More prosaically, as beings who rotate, tilt, and pan our camera-like heads to better see the world, we require of our VR experiences a successful interface that replicates how vision and spatial orientation are the compass of the body. This is OR’s raison d’etre. But what about the rest of the body, and the body parts that do things independent of vision, or in concert with it? Here is where OR creates an aquarium effect for me different from the one intended in Classroom Aquatic. Wearing the device, I feel immersed from the neck up (perhaps the torso, too, gets a little wet as a supporting mechanism for head positioning), but I’m only “submerged” in the virtual space as much as my head as a “moving camera” will allow. We can’t blame OR for this, per se: it’s trying to solve head-position problems, which are challenging enough.

But if the rest of the body falls outside the design parameters of OR, the device’s total capture of my vision also occludes the body in a different way. Hands, fingers, legs, feet… they all disappear from view. They become like phantom limbs, sensing and feeling but afforded no function within the space of OR. Looking into a virtual mirror in OR would certainly be an interesting—and potentially dysmorphic—experience. Of course, OR may be combined with gamepads and other input devices to restore some sense of direct manipulation within the world. But for me, mixing control schema “metaphors” amplifies what I call the uncanny valley of interface: the more “real” one component of interaction becomes, the more degraded the other inputs become by comparison. I’ve discussed this phenomenon in the blending of gestural/motion control with button-and-stick inputs in my research on the Nintendo Wii; I suggest that cognitive dissonance increases in the player in relation to control schemas as they move into widely divergent modalities (e.g., the “natural” swinging of the arm vs. joystick movement of the remaining, avatarial body in some Wii games). If the agency of “looking” becomes more “naturalized” through OR, but the agency of “doing” remains denied or reduced, then OR may perversely deepen the “rift” already evident between screen-based, photoreal vision and the abstraction of, say, hitting an X button to “jump.”
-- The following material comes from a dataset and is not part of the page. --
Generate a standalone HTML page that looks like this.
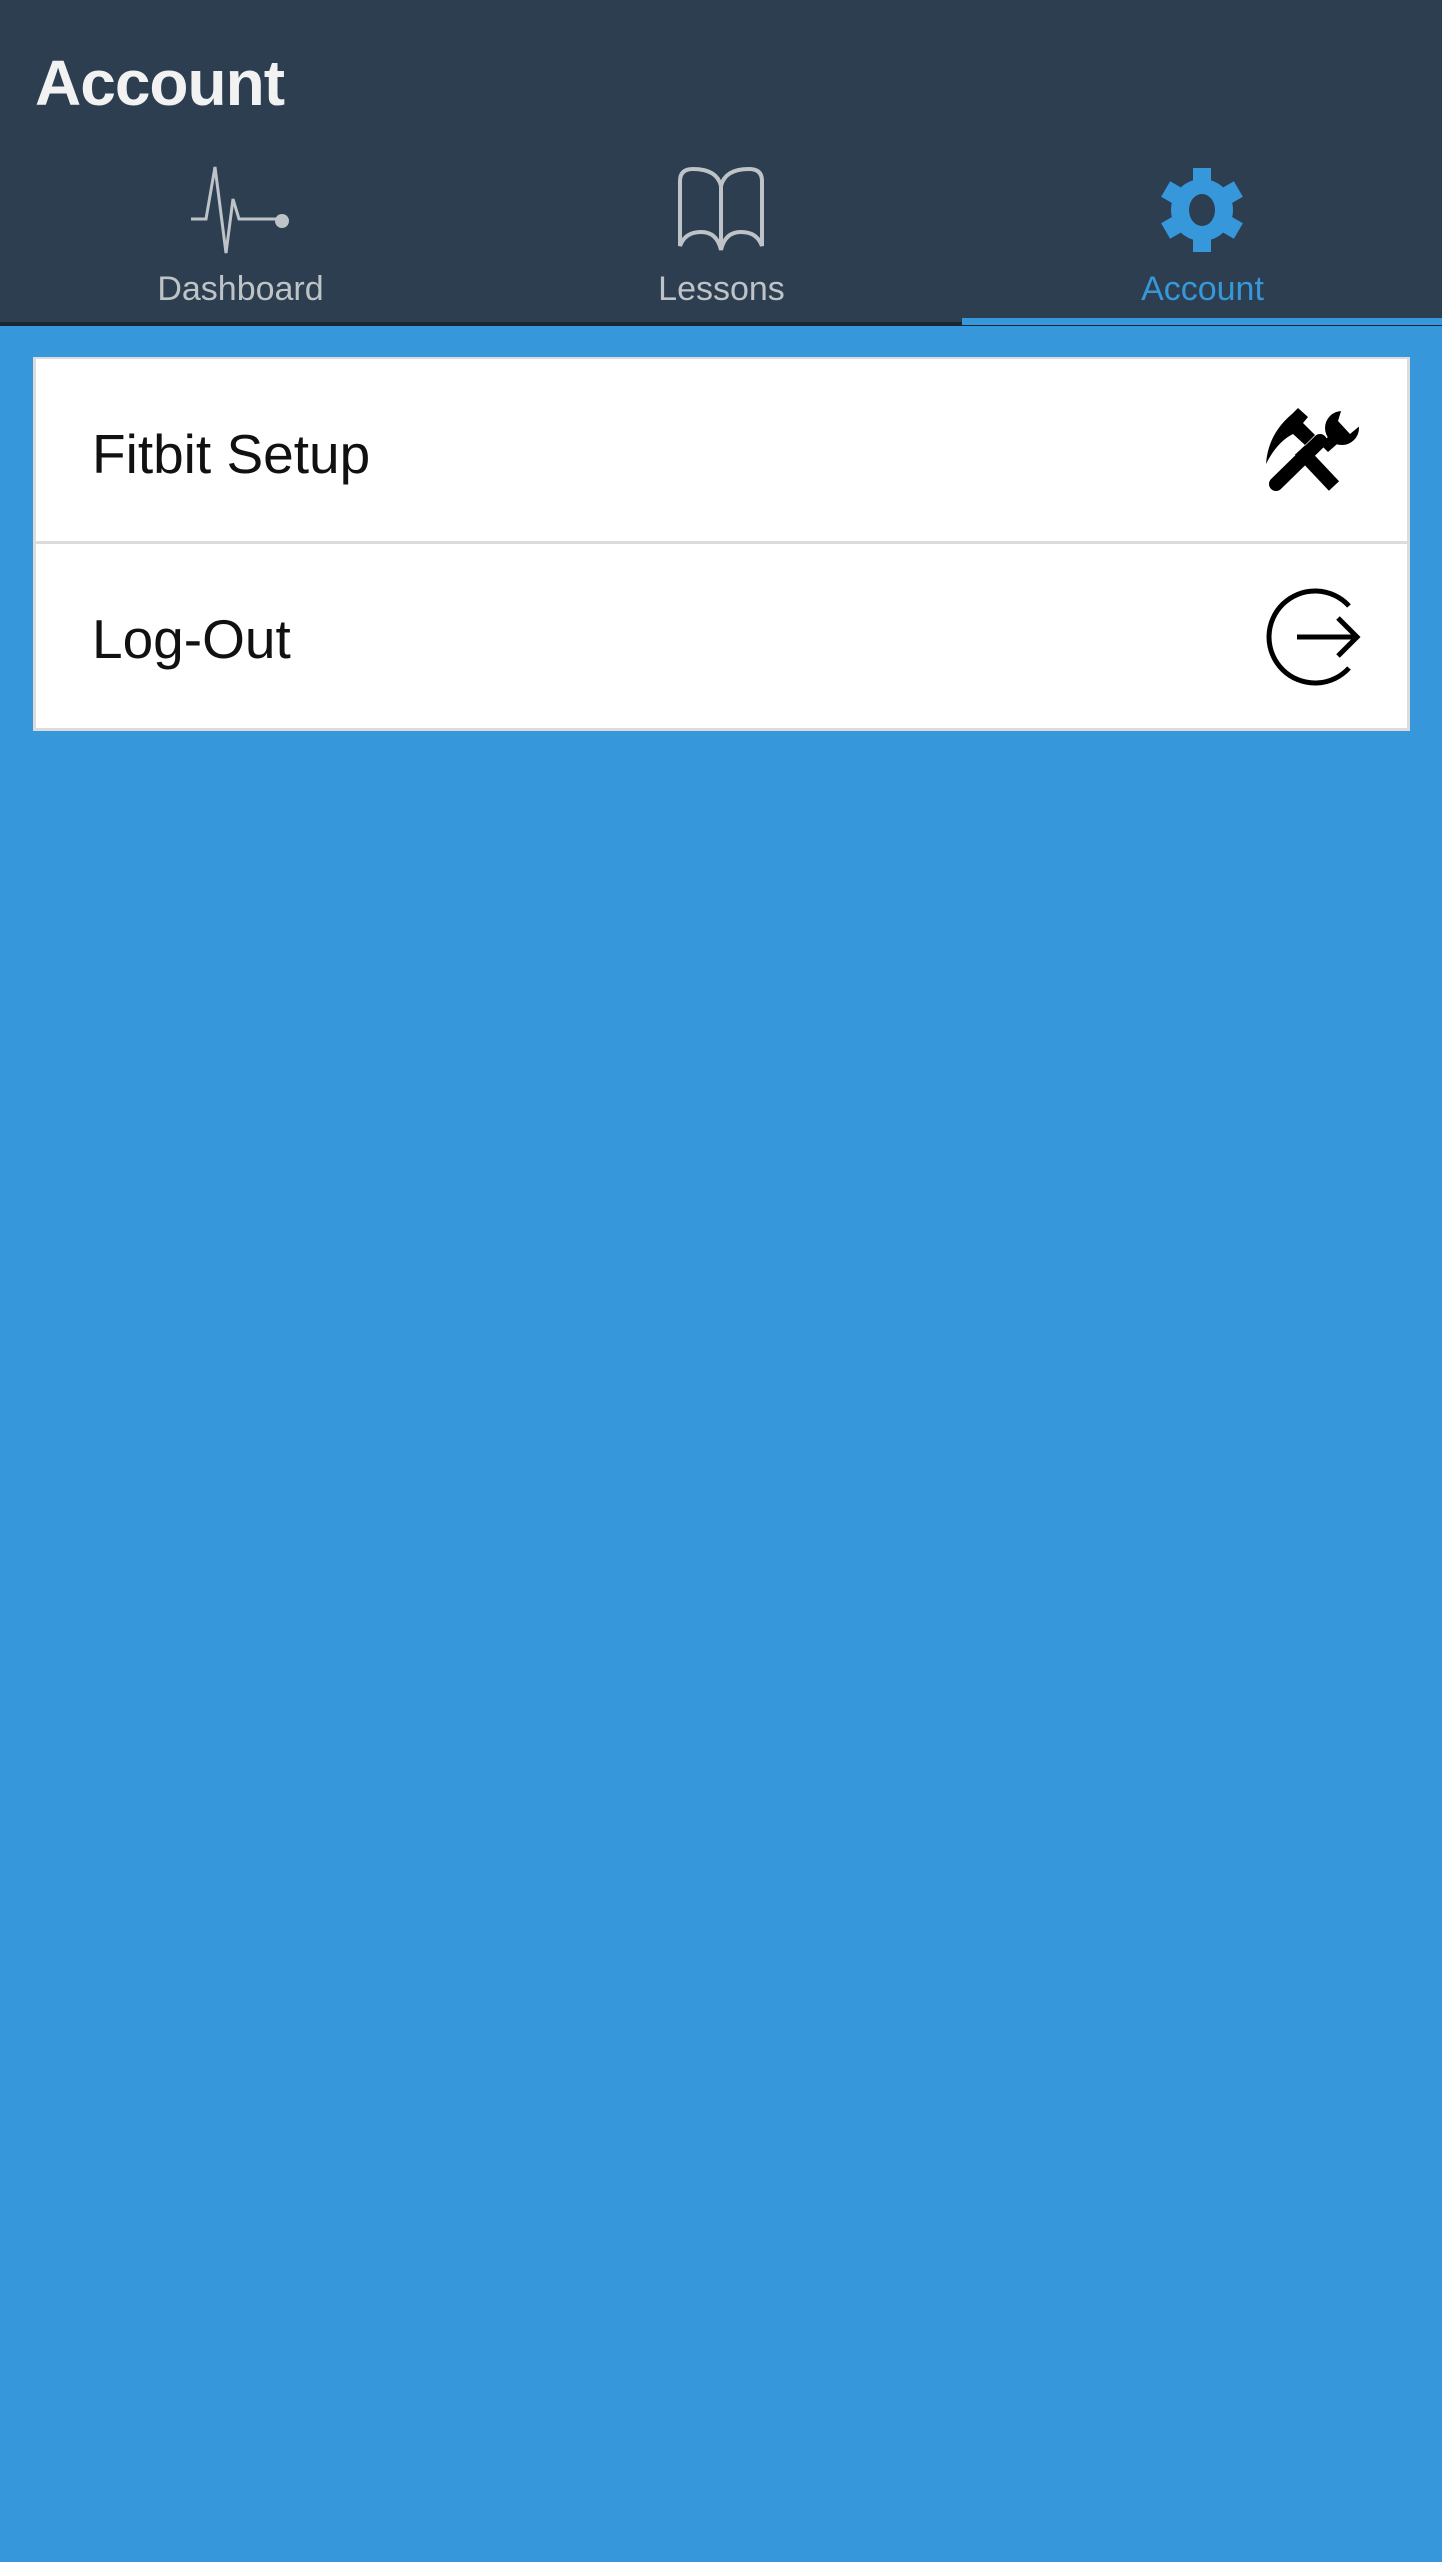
<!DOCTYPE html>
<html><head><meta charset="utf-8"><style>
html,body{margin:0;padding:0}
body{width:1442px;height:2562px;background:#3797db;position:relative;overflow:hidden;font-family:"Liberation Sans",sans-serif}
.hdr{position:absolute;left:0;top:0;width:1442px;height:322px;background:#2d3e50}
.line{position:absolute;left:0;top:322px;width:1442px;height:4px;background:#1c2631}
.act{position:absolute;left:962px;top:318px;width:480px;height:7px;background:#3797db}
.title{position:absolute;left:35px;top:46px;font-size:64px;font-weight:bold;color:#f2f2f2;letter-spacing:-1px}
.lbl{position:absolute;top:270px;font-size:34px;color:#bdc3c7;width:481px;text-align:center}
svg{position:absolute}
.card{position:absolute;left:33px;top:357px;width:1371px;height:369px;background:#fff;border:3px solid #dcdcdc;border-top-width:2px}
.div{position:absolute;left:33px;top:541px;width:1377px;height:3px;background:#dcdcdc}
.row{position:absolute;left:92px;font-size:55px;color:#111}
</style></head><body>
<div class="hdr"></div>
<div class="title">Account</div>
<svg style="left:188px;top:164px" width="104" height="92" viewBox="0 0 104 92"><path d="M3 55 H18 L27 3 L38 89 L45 35 L51 55 H62" fill="none" stroke="#bdc3c7" stroke-width="3"/><circle cx="94" cy="57" r="7" fill="#bdc3c7"/><path d="M62 55 H90" stroke="#bdc3c7" stroke-width="3"/></svg>
<svg style="left:677px;top:166px" width="88" height="88" viewBox="0 0 88 88"><path d="M3 80 V15 Q3 3 16 3 Q40 3 44 20 Q48 3 72 3 Q85 3 85 15 V80 Q80 66 64 66 Q48 66 44 84 Q40 66 24 66 Q8 66 3 80 Z M44 20 V84" fill="none" stroke="#bdc3c7" stroke-width="4"/></svg>
<svg style="left:1158px;top:166px" width="88" height="88" viewBox="-44 -44 88 88"><g fill="#3797db"><circle r="31"/><g id="t"><rect x="-9" y="-42" width="18" height="16"/></g><use href="#t" transform="rotate(60)"/><use href="#t" transform="rotate(120)"/><use href="#t" transform="rotate(180)"/><use href="#t" transform="rotate(240)"/><use href="#t" transform="rotate(300)"/></g><ellipse rx="13" ry="16" fill="#2d3e50"/></svg>
<div class="lbl" style="left:0">Dashboard</div>
<div class="lbl" style="left:481px">Lessons</div>
<div class="lbl" style="left:962px;color:#3797db">Account</div>
<div class="line"></div>
<div class="act"></div>
<div class="card"></div>
<div class="div"></div>
<div class="row" style="top:422px">Fitbit Setup</div>
<div class="row" style="top:607px">Log-Out</div>
<svg style="left:1262px;top:408px" width="100" height="86" viewBox="0 0 100 86">
<g stroke="#000" stroke-width="14" fill="none"><line x1="72" y1="78" x2="38" y2="42"/><line x1="14" y1="76" x2="58" y2="33" stroke-linecap="round"/></g>
<path d="M4 56 Q6 26 30 6 L36 0 L46 9 L41 15 L53 27 L43 37 L31 26 Q15 34 4 56 Z" fill="#000"/>
<circle cx="80" cy="20" r="17" fill="#000"/>
<polygon points="80,0 100,0 100,16 88,26 76,13" fill="#fff"/>
<polygon points="58,36 74,22 82,30 66,44" fill="#000"/>
</svg>
<svg style="left:1262px;top:586px" width="102" height="102" viewBox="0 0 102 102"><path d="M87 20 A46 46 0 1 0 87 82" fill="none" stroke="#000" stroke-width="5"/><path d="M35 51 H95 M76 32 L95 51 L76 70" fill="none" stroke="#000" stroke-width="5"/></svg>
</body></html>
While OR out of the box is at its best when both physical and virtual bodies are essentially confined to a swiveling chair, all sorts of third-party attachments and experimental enhancements are possible to restore aspects of embodied agency (see OVR Vision, which combines camera-mediated “real” vision with VR vision through a 3D camera attachment to OR). But perhaps more importantly, OR may stimulate new genres of videogaming and interactive viewing that are less “tool”-based or motivated by picaresque narratives and their spatially inclined navigations. Perhaps visual interfaces alone will enable manipulation of virtual environments; game design in the future may give us more adventures in smaller spaces, exquisitely detailed and revealing of their secrets only through intense visual exploration. Visual and verbal communication may become core mechanics in the future, perhaps shifting the very concept of videogame play toward modes that are more collaborative and conversational, rather than predicated on hand-eye coordination.

Regardless of the challenges in store for video games and other interactive media, the implications of OR for VR will be exciting to follow in the years ahead. As Marshall McLuhan and Don Ihde (among others) have attested, our media tools—our interfaces—are not only extensions of ourselves, but also alterations to the phenomena of reality as a lived experience. Just as vision is a privileged human sense, tools and interfaces for vision remain the principal target for VR experience. But what kinds of worlds will these be? So full of sight and sound, but so desolate to the touch? The larger cultural question of what we want from VR—and its consequences for plain old R—remains a tantalizing mystery.